Familles françaises

Pendant ces mois d’été, j’ai côtoyé, fréquenté, ennuyé et apitoyé beaucoup de familles. J’en tire une conclusion inattendue.

D’abord, je note que la famille n’est pas nécessairement l’enfer. Je peux témoigner que bien des gens font mieux que supporter cette organisation cellulaire que je croyais profondément contre-nature et autoritaire. Beaucoup ont une réelle capacité à dépasser leurs frustrations, leur colère, leur ennui, pour construire un quotidien, ma foi, relativement heureux.

J’ai même observé des moments de grâce que le célibataire ne peut pas connaître. Surtout avec les enfants. Des moments de tendresse filiale, de suspension des passions humaines. La grâce, c’est le mot, car elle ne s’impose qu’à ceux qui ne la cherchent pas. Et Dieu sait que la présence d’enfants vous oblige tôt ou tard à tracer une croix sur tout projet d’atteindre à court ou moyen terme la plénitude mentale.

Oui, parce qu’il convient de rappeler que les familles sont des constructions scandaleuses, à la base, pleines de bruit et de fureur, de silences destructeurs et de non-dits accusateurs. Qui a dit que la famille était un refuge, un lieu de bonheur ?

Autrefois, les familles se distribuaient en deux catégories : celles qui pouvaient se payer des domestiques (précepteurs, gouvernantes, nourrices), et celles qui faisaient travailler les enfants. Dans les deux cas, on s’exonérait de la pénible charge de l’éducation de ces êtres magnifiques et admirables, mais bruyants, stupides, incapables de soutenir une conversation intéressante, capricieux, peureux, courant des risques aussi aberrants qu’angoissants pour les adultes, fatigants et ingrats. (Quand il voit ce que les enfants regardent à la télé, ce qu’ils écoutent comme musique, le sage précaire est contraint d’admettre qu’ils ont, en plus, des goûts de chiottes.)

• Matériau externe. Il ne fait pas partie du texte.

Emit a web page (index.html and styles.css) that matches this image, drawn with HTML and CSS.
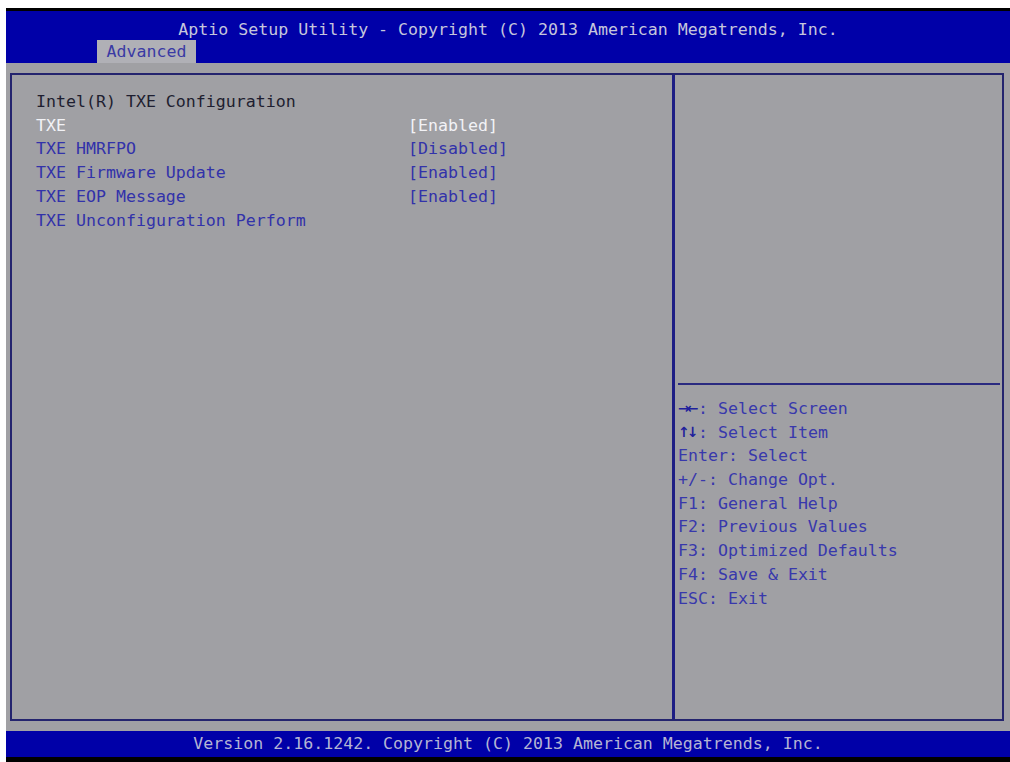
FILE: index.html
```html
<!DOCTYPE html>
<html>
    <head>
        <title>Aptio Setup Utility</title>
        <link rel="stylesheet" href="styles.css">
    </head>
    <body>
        <div id="screen">
            <div id="topbar">
                <p class="title">Aptio Setup Utility - Copyright (C) 2013 American Megatrends, Inc.</p>
                <span class="tab">Advanced</span>
            </div>
            <div id="main">
                <div id="box">
                    <div id="settings">
                        <p class="heading">Intel(R) TXE Configuration</p>
                        <div class="item selected">
                            <span>TXE</span>
                            <span>[Enabled]</span>
                        </div>
                        <div class="item">
                            <span>TXE HMRFPO</span>
                            <span>[Disabled]</span>
                        </div>
                        <div class="item">
                            <span>TXE Firmware Update</span>
                            <span>[Enabled]</span>
                        </div>
                        <div class="item">
                            <span>TXE EOP Message</span>
                            <span>[Enabled]</span>
                        </div>
                        <div class="item">
                            <span>TXE Unconfiguration Perform</span>
                            <span></span>
                        </div>
                    </div>
                    <div id="side">
                        <div class="help-top"></div>
                        <ul class="keys">
                            <li><b class="arrows">&rarr;&larr;</b>: Select Screen</li>
                            <li><b class="arrows">&uarr;&darr;</b>: Select Item</li>
                            <li>Enter: Select</li>
                            <li>+/-: Change Opt.</li>
                            <li>F1: General Help</li>
                            <li>F2: Previous Values</li>
                            <li>F3: Optimized Defaults</li>
                            <li>F4: Save &amp; Exit</li>
                            <li>ESC: Exit</li>
                        </ul>
                    </div>
                </div>
            </div>
            <div id="footer">Version 2.16.1242. Copyright (C) 2013 American Megatrends, Inc.</div>
        </div>
    </body>
</html>
```

FILE: styles.css
```css
body {
    margin: 8px 0 0 6px;
    background-color: #FFF;
    font-family: 'DejaVu Sans Mono', 'Liberation Mono', monospace;
    font-size: 16.6px;
}

div#screen {
    display: flex;
    flex-direction: column;
    width: 1004px;
    height: 754px;
}

div#topbar {
    display: flex;
    flex-direction: column;
    height: 52px;
    border-top: 3px solid #000;
    background-color: #0000a8;
}
div#topbar > p.title {
    margin: 8px 0 0 0;
    line-height: 21px;
    text-align: center;
    color: #c6c6dc;
}
div#topbar > span.tab {
    align-self: flex-start;
    margin-left: 91px;
    width: 99px;
    height: 23px;
    line-height: 24px;
    text-align: center;
    background-color: #b0b0b6;
    color: #3a3aa4;
}

div#main {
    flex: 1;
    padding: 10px 6px 10px 4px;
    background-color: #a0a0a4;
}
div#box {
    display: grid;
    grid-template-columns: 663px 1fr;
    height: 644px;
    border: 2px solid #24246e;
}

div#settings {
    padding: 15px 0 0 24px;
    border-right: 3px solid #1e1e84;
    line-height: 23.7px;
}
div#settings > p.heading {
    margin: 0;
    color: #1e1e30;
}
div#settings > div.item {
    display: grid;
    grid-template-columns: 372px auto;
    color: #3232aa;
}
div#settings > div.selected {
    color: #f2f2f6;
}

div#side > div.help-top {
    height: 308px;
    margin: 0 2px 0 3px;
    border-bottom: 2px solid #2a2a80;
}
ul.keys {
    margin: 0;
    padding: 12px 0 0 3px;
    list-style: none;
    line-height: 23.7px;
    color: #3838ac;
}
ul.keys > li {
    height: 23.7px;
}
ul.keys b.arrows {
    display: inline-block;
    width: 20px;
    vertical-align: top;
    line-height: 23.7px;
    font-family: 'DejaVu Sans', sans-serif;
    font-size: 14px;
    font-weight: bold;
    letter-spacing: -3px;
    color: #20209c;
}

div#footer {
    height: 26px;
    line-height: 26px;
    border-bottom: 5px solid #000;
    background-color: #0000a8;
    text-align: center;
    color: #b4b4d4;
}
```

Si un jour je suis père, ce que j’ai failli être plusieurs fois dans ma vie, je ne suis pas certain de posséder les ressources mentales et énergétiques pour tolérer leurs vices et leurs manières. Ce qui me fait penser que mes propres parents ont été des saints, des espèces d’êtres supérieurs, pour avoir su nous accepter mes frères, ma soeur et moi, comme nous étions. Ils étaient peut-être des sages précaires, à leur façon.

Eh bien malgré tout cela, je suis dans l’obligation d’avouer que, par moments, les familles françaises connaissent un état de félicité totale, un peu flottant, où la fatigue est communiquée et se transforme en légèreté des corps, où tout le monde fait la trêve. Comme c’est beau et émouvant, cette trêve collective. Individuellement, ils ne se rendent pas compte qu’ils vivent un tel moment. C’est vous qui, extérieur à tout cela, vous sentez de trop, et presque gêné d’assister à cette béatitude intime. Vous aimeriez vous éloigner, mais vous craignez que vos mouvements compromettent l’harmonie de l’instant. Alors vous vous faites petit et muet jusqu’aux prochains hurlements.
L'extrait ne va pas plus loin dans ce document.